The only interesting thing about loading an 8-bit bitmap is that the palette information in the BITMAP_FILE structure is valid. You can use the data to change the DirectDraw palette, save it, or whatever. This brings us to a little detail about writing 8-bit games.

Now is a good time to bring up something that I haven't had a good reason to show you yet—changing palette entries after the palette has already been created and attached to an 8-bit DirectDraw surface. As you know, most of the demos that you've written for 8-bit mode usually create a random or gradient palette and leave it at that. But this time, you're loading an image that has its own palette, and you want to update the DirectDraw palette object with the new palette entries. When you copy the image to the primary buffer, it looks right. To do this, all you need is the IDIRECTDRAWPALETTE:SetEntries() function, as shown here:

BITMAP_FILE bitmap; // holds the 8-bit image

// given that the 8-bit image has been loaded

if (FAILED(lpddpal->SetEntries(0,0,MAX_COLORS_PALETTE,
    bitmap.palette)))
{ /* error */ }

That's so easy it's sickening!

For an illustration of loading an 8-bit image and displaying it, take a look at DEMO7_10.CPP|EXE. It loads an 8-bit image in 640x480 and dumps it to the primary buffer.

Loading a 16-Bit Bitmap

Loading a 16-bit bitmap is almost identical to loading an 8-bit image. However, you don't need to worry about the palette because there isn't one. Also, very few paint programs can generate 16-bit .BMP files, so if you want to use a 16-bit DirectDraw mode, you may have to load a 24-bit bitmap and then manually convert the bits to 16-bit by using a color-scaling algorithm. In general, you would perform the following operations to convert a 24-bit image to a 16-bit image:

And then you write color into your destination 16-bit buffer. Later in the book, when you see all the library functions, I'll be sure to write a 24-bit to 16-bit bitmap converter for you (because I'm that kind of guy).

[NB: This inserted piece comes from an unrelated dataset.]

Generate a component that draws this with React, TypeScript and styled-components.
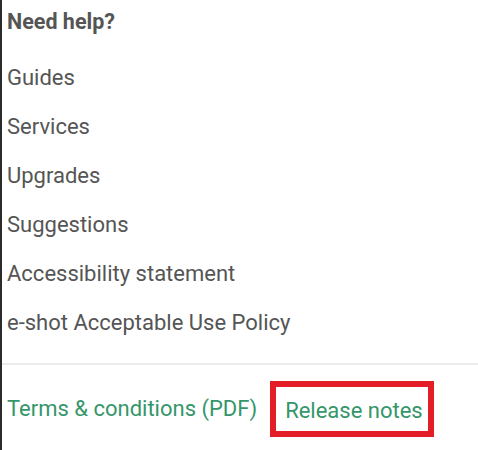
import React from "react";
import styled, { createGlobalStyle } from "styled-components";

const GlobalStyle = createGlobalStyle`
  html, body {
    margin: 0;
    padding: 0;
    background: #ffffff;
  }
  body {
    font-family: Roboto, "Liberation Sans", Arial, sans-serif;
  }
`;

const Panel = styled.div`
  box-sizing: border-box;
  width: 478px;
  height: 450px;
  border-left: 2px solid #2b2b2b;
  padding-top: 10px;
  background: #ffffff;
  overflow: hidden;
`;

const Heading = styled.h3`
  margin: 0 0 19px 0;
  padding-left: 5px;
  font-size: 21.5px;
  line-height: 24px;
  font-weight: 700;
  color: #555555;
`;

const List = styled.ul`
  list-style: none;
  margin: 0;
  padding: 0 0 0 5px;
`;

const Item = styled.li`
  font-size: 22px;
  line-height: 49px;
  color: #555555;
`;

const Divider = styled.hr`
  margin: 16px 0 0 0;
  border: 0;
  height: 2px;
  background: #ececec;
`;

const Footer = styled.div`
  display: flex;
  align-items: center;
  gap: 13px;
  padding: 16px 0 0 5px;
`;

const GreenLink = styled.a`
  font-size: 22px;
  color: #35966a;
  text-decoration: none;
  line-height: 40px;
`;

const Highlight = styled.span`
  display: inline-block;
  border: 6px solid #e41e26;
  padding: 4px 5px 0 9px;
`;

const links = [
  "Guides",
  "Services",
  "Upgrades",
  "Suggestions",
  "Accessibility statement",
  "e-shot Acceptable Use Policy",
];

export default function App() {
  return (
    <>
      <GlobalStyle />
      <Panel>
        <Heading>Need help?</Heading>
        <List>
          {links.map((l) => (
            <Item key={l}>{l}</Item>
          ))}
        </List>
        <Divider />
        <Footer>
          <GreenLink href="#">Terms &amp; conditions (PDF)</GreenLink>
          <Highlight>
            <GreenLink href="#">Release notes</GreenLink>
          </Highlight>
        </Footer>
      </Panel>
    </>
  );
}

Anyway, assuming that the bitmap is actually in 16-bit format and you don't need to do this operation, the bitmap load should be identical to the 8-bit load. For example, DEMO7_11.CPP|EXE loads a 24-bit image, converts it to 16-bit, and dumps it into the primary buffer.

Loading a 24-Bit Bitmap

Loading a 24-bit bitmap is the simplest of all. Just create a 24-bit bitmap file and then load it with the Load_Bitmap_File() function. Then BITMAP_FILE.buffer[] will hold the data in 3-byte pixels left to right, row by row, but in BGR (blue, green, red) format. Remember this, because it matters when you extract the data. Furthermore, many graphics cards don't support 24-bit graphics; they support 32-bit because they don't like the odd byte addressing (multiples of 3). So an extra byte is used for padding or alpha channeling. In either case, when you read out each pixel from BITMAP_FILE.buffer[] and write it to the primary surface or an offscreen DirectDraw surface that's 32-bit, you'll have to do this padding yourself. Here's an example:

// each pixel in BITMAP_FILE.buffer[] is encoded as 3-bytes
// in BGR order, or BLUE, GREEN, RED

// assuming index is pointing to the next pixel...
UCHAR blue  = (bitmap.buffer[index*3 + 0]),
      green = (bitmap.buffer[index*3 + 1]),
      red   = (bitmap.buffer[index*3 + 2]);

// this builds a 32 bit color value in A.8.8.8 format (8-bit alpha mode)
_RGB32BIT(0,red,green,blue);

And you've seen this macro, so don't freak out. Here it is again to refresh your memory:

// this builds a 32 bit color value in A.8.8.8 format (8-bit alpha mode)
#define _RGB32BIT(a,r,g,b)  ((B) + ((g) << 8) + ((r) << 16) + ((a) << 24))

For an example of loading and displaying a nice 24-bit image, take a look at DEMO7_12.CPP|EXE. It loads a full 24-bit image, sets the display mode for 32-bit color, and copies the image to the primary surface. Looks sweet, huh?

Last Word on Bitmaps

Well, that's it for loading bitmaps in 8-, 16-, or 24-bit format. However, you can see that a lot of utility functions will have to be written here! I'll do the dirty work, so don't worry. In addition, you might want to be able to load Targa files with the .TGA extension, because a number of 3D modelers can render animation sequences only to files with the name filenamennnn.tga, where nnnn varies from 0000 to 9999. You're probably going to need to be able to load animation sequences like this, so when I dump the library functions on you, I'll show you a .TGA load. It's much easier than the .BMP format.